For most startups, the order should look like this: founder sells first, then a sales rep or two, then a sales manager once there is enough momentum and enough people to coach. That sequence is not sexy, but it is usually efficient.
A sales rep helps you prove the motion works beyond the founder. A sales manager helps you scale that motion once it is real. Reverse the order, and you risk paying for management before you have anything worth managing.
If you are on the fence, ask one blunt question: Do I need more selling right now, or do I need more management? In most early companies, the answer is more selling. That makes the first real hire a rep, preferably one with startup scars, builder instincts, and enough polish to talk to customers without sounding like they memorized a webinar.
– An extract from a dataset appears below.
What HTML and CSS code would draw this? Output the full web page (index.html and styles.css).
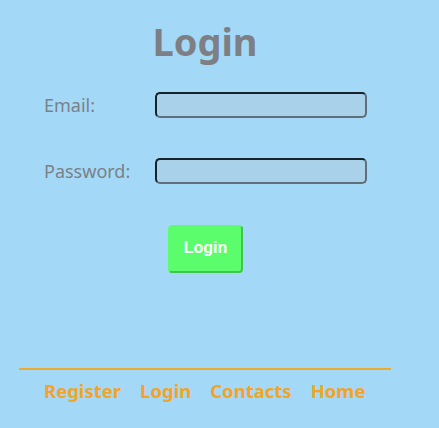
FILE: index.html
```html
<!DOCTYPE html>
<html>
<head>
<meta charset="utf-8">
<link rel="stylesheet" href="styles.css">
</head>
<body>
<div class="wrap">
  <h1 class="title">Login</h1>
  <form class="form">
    <div class="row">
      <label class="label">Email:</label>
      <input class="field" type="text">
    </div>
    <div class="row">
      <label class="label">Password:</label>
      <input class="field" type="password">
    </div>
    <div class="actions">
      <button class="btn" type="button">Login</button>
    </div>
  </form>
  <nav class="footer">
    <a class="link">Register</a>
    <a class="link">Login</a>
    <a class="link">Contacts</a>
    <a class="link">Home</a>
  </nav>
</div>
</body>
</html>
```
FILE: styles.css
```css
html, body {
  margin: 0;
  padding: 0;
  background: #a3d8f7;
  height: 100%;
}
body {
  font-family: "Noto Sans", "Open Sans", sans-serif;
  color: #7b8188;
}
.wrap {
  margin-left: 19px;
  width: 372px;
  padding-top: 15px;
}
.title {
  margin: 0;
  text-align: center;
  font-size: 38px;
  line-height: 52px;
  font-weight: 700;
  color: #7d7f84;
}
.form {
  padding-left: 25px;
  margin-top: 25px;
  display: flex;
  flex-direction: column;
  gap: 40px;
}
.row {
  display: flex;
  align-items: center;
  height: 26px;
}
.label {
  width: 111px;
  font-size: 18px;
}
.field {
  box-sizing: border-box;
  width: 212px;
  height: 26px;
  margin: 0;
  background: #a9d1ea;
  border: 2px solid #5e6e7a;
  border-top-color: #16222c;
  border-left-color: #16222c;
  border-radius: 5px;
}
.actions {
  padding-left: 124px;
  margin-top: 1px;
}
.btn {
  box-sizing: border-box;
  width: 75px;
  height: 48px;
  background: #5bfd6c;
  border: 2px solid #3fc64e;
  border-top-color: #5bfd6c;
  border-left-color: #5bfd6c;
  border-radius: 4px;
  color: #fff;
  font-family: "Liberation Sans", Arial, sans-serif;
  font-weight: 700;
  font-size: 16px;
  padding: 0 0 2px;
}
.footer {
  margin-top: 95px;
  border-top: 2px solid #eeaa2d;
  padding-left: 25px;
  padding-top: 9px;
  display: flex;
  gap: 19px;
}
.link {
  color: #f3a424;
  font-weight: 700;
  font-size: 18.5px;
  line-height: 24px;
}
```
In other words, hire someone who can close deals before you hire someone who wants to inspect the dashboard about the deals that have not been closed yet.
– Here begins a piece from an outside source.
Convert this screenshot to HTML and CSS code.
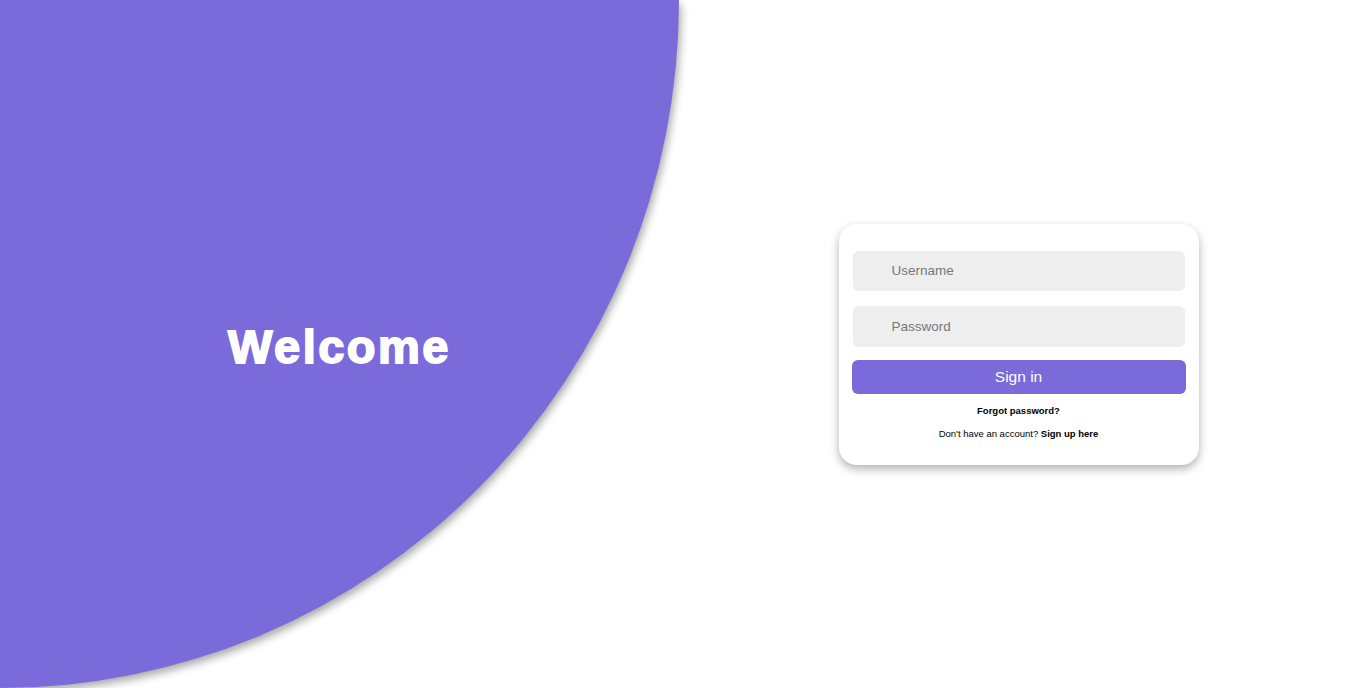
FILE: index.html
```html
<!DOCTYPE html>
<html lang="en">
<head>
<meta charset="utf-8">
<title>Welcome</title>
<link rel="stylesheet" href="styles.css">
</head>
<body>
<div class="page">
  <section class="hero">
    <h1 class="hero-title">Welcome</h1>
  </section>
  <main class="panel">
    <form class="card">
      <input class="field" type="text" placeholder="Username">
      <input class="field" type="password" placeholder="Password">
      <button class="btn" type="button">Sign in</button>
      <p class="forgot"><a href="#">Forgot password?</a></p>
      <p class="signup">Don't have an account? <a href="#">Sign up here</a></p>
    </form>
  </main>
</div>
</body>
</html>
```
FILE: styles.css
```css
* { box-sizing: border-box; }
html, body { margin: 0; padding: 0; height: 100%; }
body {
  font-family: "Liberation Sans", Arial, sans-serif;
  background: #fff;
  overflow: hidden;
}
.page {
  display: flex;
  width: 100%;
  height: 100vh;
}
.hero {
  width: 679px;
  flex: 0 0 679px;
  height: 100%;
  background: #7b6ad9;
  border-bottom-right-radius: 100% 100%;
  box-shadow: 2px 4px 8px rgba(0,0,0,0.35);
  display: flex;
  align-items: center;
  justify-content: center;
}
.hero-title {
  margin: 4px 0 0 0;
  color: #fff;
  font-family: "Liberation Sans", Arial, sans-serif;
  font-weight: 700;
  font-size: 47px;
  letter-spacing: 2.5px;
  -webkit-text-stroke: 1.8px #fff;
}
.panel {
  flex: 1;
  display: flex;
  align-items: center;
  justify-content: center;
}
.card {
  width: 360px;
  background: #fff;
  border-radius: 18px;
  box-shadow: 0 4px 10px rgba(0,0,0,0.3);
  padding: 27px 13px 26px;
  display: flex;
  flex-direction: column;
}
.field {
  display: block;
  margin: 0 1px;
  height: 40px;
  border: none;
  border-radius: 6px;
  background: #eeeeee;
  padding: 0 12px 0 39px;
  font-family: "Liberation Sans", Arial, sans-serif;
  font-size: 13.5px;
  color: #333;
  outline: none;
}
.field + .field { margin-top: 15px; height: 41px; }
.field::placeholder { color: #777; }
.btn {
  margin-top: 13px;
  height: 34px;
  border: none;
  border-radius: 6px;
  background: #7b6ad9;
  color: #fff;
  font-family: "Liberation Sans", Arial, sans-serif;
  font-size: 15.5px;
  cursor: pointer;
}
.forgot, .signup {
  margin: 0;
  text-align: center;
  font-size: 9.5px;
  color: #000;
}
.forgot { margin-top: 11px; }
.signup { margin-top: 12px; }
.forgot a, .signup a {
  color: #000;
  font-weight: 700;
  text-decoration: none;
}
```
Experience-Based Lessons From the Field
Across early-stage companies, the same patterns show up again and again. A founder lands the first few customers through hustle, product knowledge, relationships, and sheer refusal to quit. Then growth starts to pinch. Leads are coming in, follow-up gets inconsistent, and every promising prospect seems to arrive on the exact day the founder is buried in fundraising, recruiting, or product issues. That is usually the moment the “we need sales help” conversation gets real.
The most common positive experience is straightforward: the company hires a practical, hungry rep with some startup mileage, and that person begins creating order without acting precious about it. They take notes on objections, tighten follow-up, build templates, and push the founder to clarify the pitch. Revenue does not explode overnight, but the company starts learning faster. The founder stops being the only person who can move a deal forward. That is a huge milestone.
The most common negative experience looks different. A founder hires a manager first because the title feels safer. It sounds strategic. It sounds mature. It sounds like something a “real company” would do. But a few months later, there are more meetings, more CRM stages, more pipeline terminology, and not enough actual selling. The manager asks for better positioning, more leads, sharper messaging, cleaner pricing, and a stronger onboarding deck. None of those requests are unreasonable. The problem is that the company hired someone to optimize a machine that had barely been assembled.
Another lesson that shows up often is that the first sales hire needs emotional durability. Early sales can be messy. Product gaps appear in demos. Leads ghost you. Messaging that worked on Tuesday falls flat on Thursday. A great early rep does not panic every time the script changes. They expect change. In fact, they help organize it. They are the kind of person who can hear three customer objections in one week and say, “There is a pattern here,” instead of, “I need marketing to fix this by lunch.”
There is also a very real experience gap between people who know how to sell inside a mature system and people who know how to build one. Founders often learn this the expensive way. A rep with famous logos on their resume may impress everyone in interviews, but if they are used to polished collateral, warm brand recognition, and highly specialized support, startup life can feel like camping without a tent. Meanwhile, the less glamorous candidate who has sold in lean conditions may quietly outperform because they know how to create momentum without waiting for perfect conditions.
One more hard-earned lesson: when companies finally do hire a sales manager successfully, it usually happens after the founder has enough evidence to say, “This is how we win, this is who buys, this is our average cycle, and this is where reps need help.” At that point, management becomes a multiplier. Coaching matters more. Forecasting becomes real. Hiring plans stop being guesswork. The manager is not there to invent the sales motion. They are there to sharpen it, scale it, and keep it from falling apart as the team grows.
So the experience-based takeaway is simple. Early on, selling teaches you. Later, managing multiplies you. Mix up that order, and things get weird fast.